Thursday, July 2, 2015

A Weekend in Rabat

I'm gonna be real.  Rabat was kind of boring but I have many more interesting things to talk about so bear with me for the time being.  There were some interesting things about Rabat that I will delve into now but the fact that I found it less exciting than Tangier coupled with the lack of things to do during the day because of Ramadan made for a sub-par experience.

We stayed in a hostel right near the old medina a about a kilometer away from the water.  It was my first experience in a hostel and it was basically everything I expected and nothing more.  The only thing that was provided by the hostel was sheets for your bed but no pillow case.  I can go into more detail on that if people desperately want to know but complaining about something I paid total of 15 american dollars for is not the best use of my time in general or in this blog.  So onto the city itself.

Rabat is about the size of Baltimore surprisingly enough.  It is much more city-like in comparison to Tangier.  I say that because it is much denser and more congested where as Tangier is bigger and wider in just about every sense imaginable.  There was one main street that I heard people talk about/actually went to so my knowledge of the layout is to an extent basic.  Nonetheless, I was happy to be able to walk along the cornish near the water and through the old medina.  The souq in the old medina was much more established and rustic than any souq I have seen thus far in Tangier.  It was clear that people had been going to this souq every day for many years.  What was more interesting was seeing how quickly the medina and the area surrounding the towering walls of it were cleared out in the hour leading up to Ramadan.  I mean, our walk through it began around 6:30 and then we spent some time on the water and the return walk around 7:45 was an entirely different experience.  By that I mean everything was closed and the population went from hundreds, thousands even, to maybe twelve.  This was not a surprise as much as it was impressive how quickly people could clean-up and rush home to break the fast.  Then again no one wants to break the fast by themselves.

Things seemed to exist much more in isolation in Rabat than in Tangier.  I think this may be because we did not have the chance to visit the less urban parts of Rabat and see the more residential areas. However it seems to me at least that Tangier is much more open and community-oriented.  People congregate and converse even in the middle of city and Rabat just didn't portray that same sense of community to me.  Again, I think I need to spend more time in Rabat to get a better feel for it and explore more of the city.

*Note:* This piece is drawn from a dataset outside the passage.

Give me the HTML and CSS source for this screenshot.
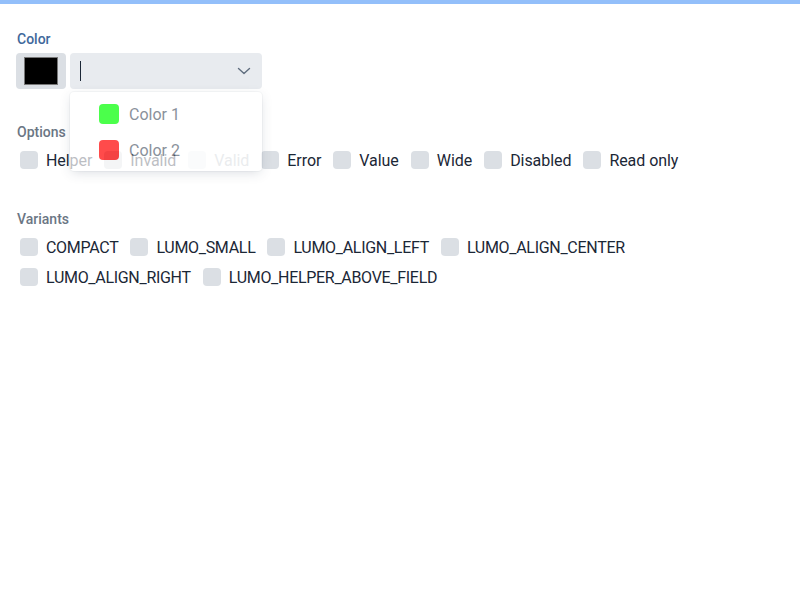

Now for the part everyone has been waiting for, FOOD!  I for whatever reason thought that the food was going to be really spicy.  Maybe it was wishful thinking or cultural naivete but the world will probably never know what I was thinking when I arrived in Casablanca. Jet-lagged and without comfortable sleep for more than 48 hours.  I did a food project on Morocco not too long ago and got an A so one would assume these would be things I would know.  One would be wrong on this particular occasion.

Moving past my digressions, the food is very eclectic (European and in particular Spanish influence in Tangier)  and I cannot find many words to generally describe the flavors I experience.  Especially since when I gave my host family Old bay the mother tasted it and reacted in way that I interpreted as "yeah, I could see myself cooking fish with this" which I then used as a basis for the question "what is the moroccan flavor?"  Well for starters, it's good.  Unfortunately for Ramadan, every dinner is more or less the same consisting of Harira, which is a tomato-based soup sometimes consisting of beef and usually containing noodles or rice.  Hard-boiled eggs are also a staple of any Moroccan iftaar.  I like to take the hard-boiled eggs and place them in the Harira.  Word to the wise if you find yourself at Iftaar in the Maghrib.  Additionally, there are always a helpful serving of dates. My host brother told me a neat story about how at the first iftaar, the first thing that was eaten was a date so he always starts with the tamr.  I now find myself doing the same thing because I enjoyed not only the story but the sentiment as well.  

In addition to all the delicious options I have listed there is always a sea of bread waiting to be devoured.  I could spend honestly an entire blog post just discussing and describing in detail the different kinds of bread I have seen and our eaten and the various iftaars I've attended.  

There's never a dull a moment at our family dinners as we have four  CLS students in a our house unlike most other families.  James and Aaron live in the apartment with the family and Derek and I live in an apartment upstairs  complete with a bathroom, balcony and small kitchen.  In addition to discussing everything from US foreign policy and politics to education systems in Morocco we also usually have a new person at the table just about every night.  The rotating guest is a great way to get different perspectives and advice on Tangier as well as to improve my listening skills.  Listening to different speakers often forces you to become efficient at adapting to different accents and registers.  

I have more topics to discuss but I will save them for the next post.  It has been so long since the events I'm writing took place that I'm on a completely different outing at the current moment.  The next post will discuss my trip to Central Morocco and more interactions which the people of Tangier.  

As always thanks for reading,

Johnny M.


2 comments:

  1. Say someone isn't sure of the exact definition of a medina. Can you describe that please? Googling is hard. Also what is your favorite dish?